How Often to Change Engine Coolant (And What Actually Determines the Interval)
Engine coolant is one of those fluids that's easy to forget — it doesn't get consumed the way oil does, and your car rarely reminds you it's due. But coolant does degrade over time, and when it does, it stops doing its job. Understanding what drives the service interval helps you figure out where your vehicle likely falls.
What Engine Coolant Actually Does
Coolant — also called antifreeze — circulates through your engine and radiator to regulate temperature. It absorbs heat from the engine, carries it to the radiator where it dissipates, and returns to repeat the cycle. Beyond heat management, coolant also:
- Prevents freezing in cold climates
- Raises the boiling point of the liquid in your cooling system
- Inhibits corrosion in metal components like the radiator, water pump, and engine block passages
That last function is where degradation becomes a real problem. Coolant contains chemical additives — corrosion inhibitors, lubricants, and stabilizers — that break down with heat and time. Once those additives are depleted, the fluid becomes acidic and starts attacking the very components it's supposed to protect.
Why "Every 2 Years" Is Only Part of the Story
For decades, the standard guidance was to flush and replace coolant every 2 years or 30,000 miles, whichever came first. That interval was based on older Inorganic Additive Technology (IAT) coolant — the traditional green formula that depletes relatively quickly.
Modern vehicles use different coolant chemistries, and the intervals vary significantly:
| Coolant Type | Common Color | Typical Interval |
|---|---|---|
| IAT (Inorganic Additive Technology) | Green | 2 years / 30,000 miles |
| OAT (Organic Acid Technology) | Orange, red, pink | 5 years / 150,000 miles |
| HOAT (Hybrid OAT) | Yellow, turquoise, blue | 5 years / 150,000 miles |
| NOAT (Nitrite OAT) | Purple, blue | 6 years / varies |
| Si-OAT (Silicate OAT) | Common in European/Asian vehicles | 5–10 years / varies |
These are general ranges. Actual intervals depend on your vehicle manufacturer's specification, not just coolant color — and coolant color is not a reliable indicator of type or condition.
⚠️ Mixing coolant types degrades both formulas. If a shop topped off your coolant without using the correct type, the service interval may need to be shortened.
The Variables That Actually Shape Your Interval
Knowing the coolant type is a starting point, not a final answer. Several other factors influence how quickly coolant degrades:
Vehicle age and mileage. Older cooling systems may have accumulated rust, scale, or residue that accelerates additive depletion. A flush on a high-mileage vehicle may be needed sooner than the calendar or odometer alone suggests.

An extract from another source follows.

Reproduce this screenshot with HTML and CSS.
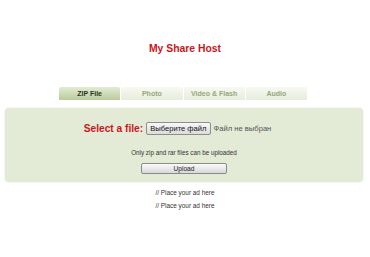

Operating conditions. Vehicles used in extreme heat, cold, or stop-and-go traffic cycle through more temperature swings, which stresses the coolant faster. Towing or hauling — anything that pushes the engine harder — has the same effect.
Cooling system condition. A small leak, a failing radiator cap, or a compromised head gasket can introduce air or contaminants into the system. Contaminated coolant degrades faster and can cause corrosion damage regardless of its age.
Previous maintenance history. If the coolant has never been flushed, or if you're unsure what's in the system, that uncertainty itself matters. A vehicle with unknown coolant history may warrant inspection or testing before relying on any interval estimate.
Manufacturer specification. Some manufacturers publish specific coolant types and service intervals in their owner's manuals. Those specs are based on the chemistry engineered for that cooling system and should take priority over general guidance.
How to Assess Coolant Condition Without Guessing
You don't have to wait until a scheduled interval to check on your coolant:
- Visual inspection — Coolant should look clean and translucent, not cloudy, oily, or rust-colored. Discoloration suggests contamination or degradation.
- Test strips — Inexpensive coolant test strips can measure pH and freeze point, giving a rough indication of additive depletion.
- Refractometer — A more accurate tool for measuring freeze point concentration, available at most auto parts stores.
- Shop testing — A mechanic can do a more thorough coolant analysis, check for combustion gas contamination (a head gasket indicator), and assess the overall health of the cooling system.
🔧 Coolant condition doesn't always correlate with appearance. A fluid that looks fine can still have depleted inhibitors. Physical testing is more reliable than color.
The Spectrum of Outcomes
On one end: a newer vehicle running the correct OAT or Si-OAT formula under normal conditions, serviced on schedule, in a moderate climate. That vehicle's coolant may legitimately last 5 years or more with no issues.
On the other end: an older vehicle with unknown coolant history, signs of rust in the reservoir, or a history of overheating. That vehicle may need a flush now — regardless of when the last one was done.
Most vehicles fall somewhere between those two points. The right interval isn't a single number applied universally — it's the intersection of coolant type, vehicle age, operating conditions, and what's actually in the system.
Your owner's manual, the vehicle's service history, and a look at the coolant itself are the three things that will move you from general guidance to an answer that actually applies to your car.